The Cubs were four outs away from the promised land in the bottom of the eighth. But after ace-turned-reliver Jon Lester surrendered an infield single to Jose Ramirez, Guyer lined an RBI double off closer Aroldis Chapman. Davis then fouled off a tough 2-2 pitch before lining a two-run, game-tying home run over the left field wall.
Cleveland was trying to win its first crown since 1948, but lost the last two games at home as the Cubs became the first club to overcome a 3-1 Series deficit since the 1985 Kansas City Royals.
The Indians sent former Cy Young Award winner Corey Kluber to the mound to try and become the first pitcher to win Games 1, 4 and 7 of a World Series since Bob Gibson in 1967.
But Dexter Fowler hit Kluber's fourth pitch of the game out of the park, and Kluber departed after giving up a solo home run to Javier Baez to lead off the top of the fifth inning that made the score 4-1, Cubs.
Chicago starter Kyle Hendricks went 4 2/3 innings before turning the game over to Lester with the Cubs leading 5-1 and two men out in the bottom of the fifth.

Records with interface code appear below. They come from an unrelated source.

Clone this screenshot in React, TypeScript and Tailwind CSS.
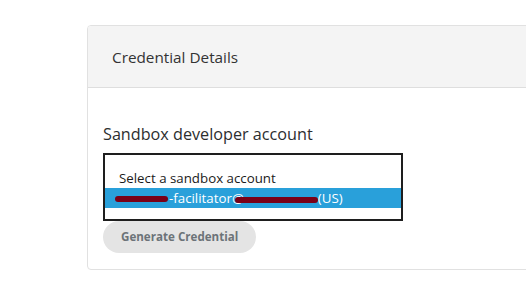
import React from 'react';

const App: React.FC = () => {
  return (
    <div className="w-[526px] h-[282px] overflow-hidden bg-white" style={{ fontFamily: '"Open Sans", sans-serif' }}>
      <div className="ml-[87px] mt-[25px] w-[470px] h-[245px] border border-[#e1e1e1] rounded-[4px] overflow-hidden">
        <div className="h-[62px] bg-[#f4f4f4] border-b border-[#dedede] flex items-center pl-[24px]">
          <h2 className="text-[15.3px] text-[#333333] leading-none pt-[2px]">Credential Details</h2>
        </div>
        <div className="pl-[15px] pt-[34px]">
          <h3 className="text-[16.2px] font-medium text-[#2c2e2f] leading-[24px] mb-[7px]">Sandbox developer account</h3>
          <div className="w-[300px] h-[68px] border-2 border-[#1e1e1e] pt-[13px] bg-white text-[13.3px] leading-[20px]">
            <div className="pl-[14px] text-[#1a1a1a]">Select a sandbox account</div>
            <div className="relative h-[20px] bg-[#29a0da] text-white pl-[12px] flex items-center">
              <span className="inline-block w-[52px]" />
              <span>-facilitator@</span>
              <span className="inline-block w-[74px]" />
              <span>(US)</span>
              <span className="absolute left-[10px] top-[8px] w-[53px] h-[6px] rounded-full bg-[#7a0016]" />
              <span className="absolute left-[130px] top-[9px] w-[83px] h-[6px] rounded-full bg-[#7a0016]" />
            </div>
          </div>
          <button className="h-[32px] px-[18px] rounded-full bg-[#e4e4e4] text-[#6c7378] text-[11.6px] font-bold">
            Generate Credential
          </button>
        </div>
      </div>
    </div>
  );
};

export default App;
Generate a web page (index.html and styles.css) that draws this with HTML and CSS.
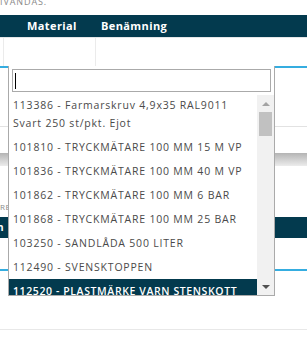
FILE: index.html
```html
<!DOCTYPE html>
<html lang="sv">
<head>
<meta charset="UTF-8">
<meta name="viewport" content="width=device-width, initial-scale=1.0">
<title>Artikelval</title>
<link rel="stylesheet" href="styles.css">
</head>
<body>

<p class="hint">IVANDAS.</p>

<div class="grid">
    <div class="grid-head">
        <div class="col col-check"></div>
        <div class="col col-material">Material</div>
        <div class="col col-name">Benämning</div>
    </div>
    <div class="grid-row">
        <div class="col col-check"></div>
        <div class="col col-material"></div>
        <div class="col col-name"></div>
    </div>
</div>

<div class="panel">
    <div class="panel-top"></div>
    <div class="panel-bar"></div>
    <div class="panel-label">REFERENS</div>
    <div class="panel-head"><span>n</span></div>
    <div class="panel-line"></div>
    <div class="panel-rule"></div>
</div>

<div class="dropdown">
    <div class="search">
        <div class="field"><span class="caret"></span></div>
    </div>
    <div class="results">
        <ul class="options">
            <li>113386 - Farmarskruv 4,9x35 RAL9011 Svart 250 st/pkt. Ejot</li>
            <li>101810 - TRYCKMÄTARE 100 MM 15 M VP</li>
            <li>101836 - TRYCKMÄTARE 100 MM 40 M VP</li>
            <li>101862 - TRYCKMÄTARE 100 MM 6 BAR</li>
            <li>101868 - TRYCKMÄTARE 100 MM 25 BAR</li>
            <li>103250 - SANDLÅDA 500 LITER</li>
            <li>112490 - SVENSKTOPPEN</li>
            <li class="active">112520 - PLASTMÄRKE VARN STENSKOTT</li>
            <li>112530 - PLASTMÄRKE VARN KABEL</li>
        </ul>
        <div class="scrollbar">
            <div class="arrow arrow-up"></div>
            <div class="thumb"></div>
            <div class="track"></div>
            <div class="arrow arrow-down"></div>
        </div>
    </div>
</div>

</body>
</html>
```

FILE: styles.css
```css
body {
    margin: 0;
    font-family: "Open Sans", Arial, sans-serif;
    background: #fff;
    overflow: hidden;
}
.hint {
    margin: -3px 0 0;
    height: 18px;
    font-size: 9px;
    line-height: 9px;
    letter-spacing: 0.9px;
    color: #8a8a8a;
}
.grid-head, .grid-row {
    display: flex;
}
.grid-head {
    height: 22px;
    background: #033a4e;
    color: #fff;
    font-weight: 700;
    font-size: 11px;
    line-height: 22px;
    letter-spacing: 0.4px;
    border-bottom: 1px solid #e3e6e8;
}
.grid-row {
    height: 28px;
}
.col-check {
    width: 3px;
}
.col-material {
    width: 92px;
    padding-left: 24px;
    box-sizing: border-box;
}
.col-name {
    flex: 1;
    padding-left: 6px;
}
.grid-row .col-material, .grid-row .col-name {
    border-left: 1px solid #ebebeb;
}
.panel {
    border-top: 2px solid #35ade0;
}
.panel-top {
    height: 58px;
    border-bottom: 1px solid #e2e2e2;
}
.panel-bar {
    margin-top: 26px;
    height: 13px;
    background: linear-gradient(#b4b4b4, #ececec);
}
.panel-label {
    margin-top: 37px;
    height: 14px;
    font-size: 8px;
    line-height: 8px;
    letter-spacing: 0.6px;
    color: #8a8a8a;
}
.panel-head {
    height: 21px;
    background: #033a4e;
    color: #fff;
    font-size: 10px;
    font-weight: 700;
    line-height: 21px;
}
.panel-head span {
    margin-left: -3px;
}
.panel-line {
    margin-top: 31px;
    border-top: 2px solid #35ade0;
}
.panel-rule {
    margin-top: 58px;
    border-top: 1px solid #e8e8e8;
}

/* open select list, lies over the form */
.dropdown {
    position: absolute;
    left: 8px;
    top: 66px;
    width: 267px;
    box-sizing: border-box;
    background: #fff;
    border: 1px solid #aaa;
    border-top: none;
}
.search {
    padding: 3px 3px 1px;
}
.field {
    height: 23px;
    box-sizing: border-box;
    border: 1px solid #aaa;
    padding: 3px 0 0 2px;
}
.caret {
    display: block;
    width: 1px;
    height: 16px;
    background: #000;
}
.results {
    display: flex;
    height: 202px;
}
.options {
    flex: 1;
    margin: 0;
    padding: 0;
    list-style: none;
    overflow: hidden;
    font-size: 10.5px;
    line-height: 18px;
    letter-spacing: 0.8px;
    color: #4a4a4a;
}
.options li {
    padding: 3px 4px;
}
.options li.active {
    background: #033a4e;
    color: #fff;
    font-weight: 600;
    letter-spacing: 0.6px;
}
.scrollbar {
    width: 17px;
    margin-top: 2px;
    background: #f1f1f1;
    display: flex;
    flex-direction: column;
    align-items: center;
}
.arrow {
    width: 17px;
    height: 17px;
    display: flex;
    align-items: center;
    justify-content: center;
}
.arrow::before {
    content: "";
    border-left: 4px solid transparent;
    border-right: 4px solid transparent;
}
.arrow-up::before {
    border-bottom: 4px solid #a3a3a3;
}
.arrow-down::before {
    border-top: 4px solid #505050;
}
.thumb {
    width: 13px;
    height: 24px;
    background: #c1c1c1;
}
.track {
    flex: 1;
}
```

Lester pitched three more innings, the only blemish on his card a bizarre wild pitch that allowed two Cleveland runners to score as the ball bounced away from a temporarily stunned David Ross. That made the score 5-3 after five innings, but Ross added a run to the Cubs' advantage with a solo home run to center field in the top of the sixth.
The 6-3 scoreline appeared that it would hold up. Until, that is, the Indians rallied off Lester and Chapman in the bottom of the eighth.
Despite blowing the lead, Chapman wound up with the win. Montgomery recorded his first save in the majors by getting the final out.
Bryan Shaw, who was charged with both runs the Cubs scored in the 10th, took the loss.
It was just the fourth time that a Game 7 went to extra innings, and the rain delayed play until 12:11 a.m. in a still-packed ballpark.
Twenty-one other teams had won the World Series since Cubs last were champions. At the time, Theodore Roosevelt was president, New Mexico, Arizona, Alaska and Hawaii were not yet states, and the first Ford Model T car was two weeks old.
The Cubs were last champions when Joe Tinker, Johnny Evers and Frank Chance won consecutive titles in 1907-08, until now the only ones in team history. The Cubbies had not even reached the Series since 1945.
This one was for Ernie Banks, Ferguson Jenkins, Ron Santo and Billy Williams, who never reached the postseason.
For Gabby Hartnett, Ryne Sandberg and Greg Maddux, whose October runs fell short.
For Lee Elia and the "nickle-dime people" who spent so many wind-swept afternoons in the Friendly Confines watching loss after loss.
For Bill Veeck, who planted ivy vines against Wrigley Field's outfield walls.
For William Sianis, the Billy Goat Tavern owner said to have proclaimed when he was asked to leave Wrigley with his pet during the `45 Series: "Them Cubs, they ain't gonna win no more."
For Steve Bartman, whose life was upended when he tried to catch a foul ball as the Cubs came apart in the 2003 playoffs.
And for Caray, who promised WGN viewers after the 1991 season finale that "sure as God made green apples, someday the Chicago Cubs are going to be in the World Series."
The Associated Press contributed to this report.